Physical characteristics
- • coordinates: 52°28′11″N 4°49′35″E﻿ / ﻿52.46972°N 4.82639°E

= Zaan =

The Zaan (/nl/) is a small river in the province of North Holland in the northwestern Netherlands and the name of a district through which it runs. The river was originally a side arm of the IJ bay and travels 13.5 km through the municipalities of Zaanstad ("Zaan City") and Wormerland north of Amsterdam, from West-Knollendam in the north to Zaandam in the south, where it empties into the IJ.

The municipality of Zaanstad and several towns along the Zaan are named for the river: Koog aan de Zaan, Westzaan, Oostzaan, Zaandijk and the city of Zaandam. The river also runs past Zaanse Schans, a village with historic windmills and houses. It ranks among the top tourist destinations in the Netherlands.

==The Zaan district==
The region through which the river runs is called the Zaan district (Zaanstreek /nl/).

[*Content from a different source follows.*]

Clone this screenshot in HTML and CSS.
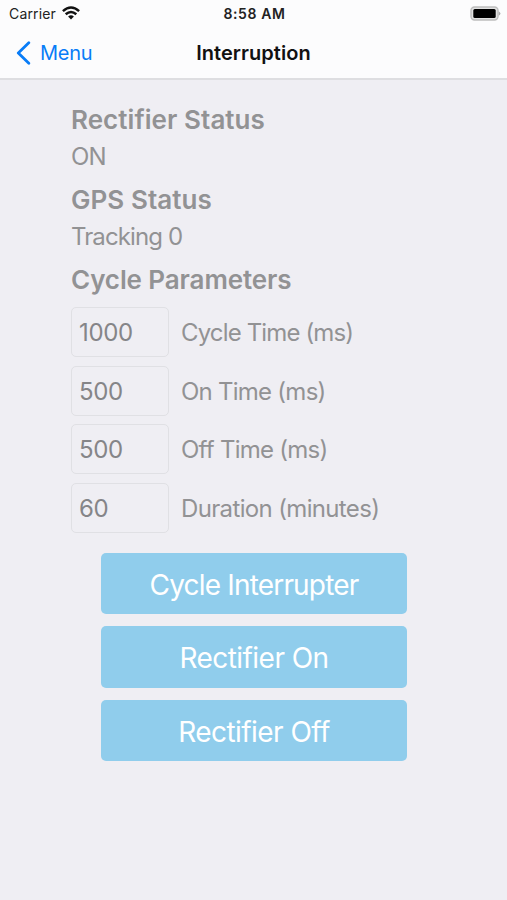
FILE: index.html
```html
<!DOCTYPE html>
<html lang="en">
<head>
<meta charset="utf-8">
<title>Interruption</title>
<link rel="stylesheet" href="styles.css">
</head>
<body>
<header class="top">
  <div class="status">
    <div class="carrier"><span>Carrier</span>
      <svg class="wifi" width="18" height="14" viewBox="0 0 18 14"><g fill="none" stroke="#111" stroke-width="2.5"><path d="M.9 5.1Q9-2.1 17.1 5.1"/><path d="M3.7 8.3Q9 3.6 14.3 8.3"/></g><path fill="#111" d="M6.1 10.5Q9 8 11.9 10.5L9 13.4Z"/></svg>
    </div>
    <div class="clock">8:58 AM</div>
    <svg class="battery" width="31" height="16" viewBox="0 0 31 16"><rect x="1" y="1" width="27" height="13" rx="3.5" fill="#e2e2e2" stroke="#bdbdbd" stroke-width="1.4"/><rect x="3.3" y="3" width="22.4" height="9" rx="1.5"/><path d="M28.7 5.2q3.4 2.3 0 4.6z" fill="#aaa"/></svg>
  </div>
  <nav class="nav">
    <a class="back"><svg width="15" height="24" viewBox="0 0 15 24"><path d="M12.8 1.8L2.3 12L12.8 22.2" fill="none" stroke="#087cf7" stroke-width="2.8" stroke-linecap="round" stroke-linejoin="round"/></svg><span>Menu</span></a>
    <h1>Interruption</h1>
  </nav>
</header>
<main>
  <h2>Rectifier Status</h2><p>ON</p>
  <h2>GPS Status</h2><p class="tracking">Tracking 0</p>
  <h2 class="parameters">Cycle Parameters</h2>
  <div class="fields">
    <div class="row"><div class="input">1000</div><span class="cycle">Cycle Time (ms)</span></div>
    <div class="row"><div class="input">500</div><span>On Time (ms)</span></div>
    <div class="row"><div class="input">500</div><span>Off Time (ms)</span></div>
    <div class="row"><div class="input">60</div><span class="duration">Duration (minutes)</span></div>
  </div>
  <div class="buttons">
    <button class="interrupter">Cycle Interrupter</button>
    <button>Rectifier On</button>
    <button>Rectifier Off</button>
  </div>
</main>
</body>
</html>
```
FILE: styles.css
```css
* { box-sizing: border-box; }
body { margin: 0; height: 900px; background: #efeef3; font-family: Inter, "Liberation Sans", sans-serif; overflow: hidden; }
.top { height: 80px; background: #fcfcfd; border-bottom: 2px solid #dedee1; }
.status { height: 27px; display: grid; grid-template-columns: 1fr 1fr 1fr; align-items: center; padding: 0 6px 0 9px; font-size: 14px; color: #222; }
.carrier { display: flex; align-items: center; gap: 6px; letter-spacing: .15px; }
.wifi { margin-top: -1px; }
.clock { text-align: center; font-weight: 600; letter-spacing: .6px; padding-right: 1px; }
.battery { justify-self: end; }
.nav { height: 51px; display: grid; grid-template-columns: 1fr 1fr 1fr; align-items: center; padding: 0 16px; }
.back { display: flex; align-items: center; gap: 9px; color: #087cf7; font-size: 20px; letter-spacing: -.25px; }
h1 { margin: 0; text-align: center; font-size: 20px; font-weight: 600; letter-spacing: .05px; color: #111; }
main { padding: 20px 71px 0; color: #929294; }
h2 { margin: 0; height: 40px; line-height: 40px; font-size: 26px; font-weight: 600; letter-spacing: .06px; white-space: nowrap; }
.parameters { letter-spacing: -.1px; }
p { margin: 0; height: 40px; line-height: 34px; font-size: 24px; letter-spacing: -.9px; }
.tracking { letter-spacing: -.9px; }
.fields { display: grid; gap: 9px; padding-top: 7px; }
.row { display: flex; align-items: center; gap: 12px; height: 49.7px; font-size: 24px; letter-spacing: -.75px; white-space: nowrap; }
.row span { padding-top: 1px; }
.row .cycle { letter-spacing: -.86px; }
.row .duration { letter-spacing: -.65px; }
.input { width: 98px; height: 50px; border: 1px solid #e0e0e4; border-radius: 5px; padding-left: 7px; line-height: 50px; letter-spacing: -.35px; color: #858588; }
.buttons { display: grid; gap: 12px; padding: 20px 29px 0 30px; }
button { height: 61.5px; border: 0; border-radius: 5px; background: #90cdec; color: #fff; font: 400 28px Inter, sans-serif; letter-spacing: -.55px; padding: 2px 0 0; }
.interrupter { letter-spacing: -.82px; }
```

It comprises the municipalities of Zaanstad, Oostzaan, and most of Wormerland.

During the Dutch Golden Age in the 17th century, the Zaan district was dotted with windmills with a variety of functions and it is often considered to be one of the world's first industrialized areas. Joining an already considerable number of flour mills were, for example, from 1592 "wood mills" for sawing wood, from 1600 "hemp mills" for extracting fibers from flax and hemp, from 1601 oil mills for crushing oil-bearing seeds and "paint mills" producing dyes and paint, and shortly after paper mills for the production of paper. By the mid-17th century, approximately 900 windmills could be found along the river, some of them still preserved, particularly in the Zaanse Schans neighbourhood of Zaandam, near Zaandijk.

The Zaan district continues to be a heavily industrialized area with many factories, particularly around the city of Zaandam. A number of major Dutch companies, like Ahold and Verkade, were founded in the Zaan district.

The dialect spoken in the Zaan area is known as Zaans. It has some similarities with the West Frisian dialect.

French impressionist painter Claude Monet stayed in Zaandam in the summer of 1871 and produced a series of 24 paintings of the Zaan district, writing to his friend Camille Pissarro that, "there is enough here to paint for an entire lifetime." Monet returned to the Zaan district to paint during visits to the Netherlands in following years.

The name of the Alkmaar-based football club AZ is short for Alkmaar Zaanstreek.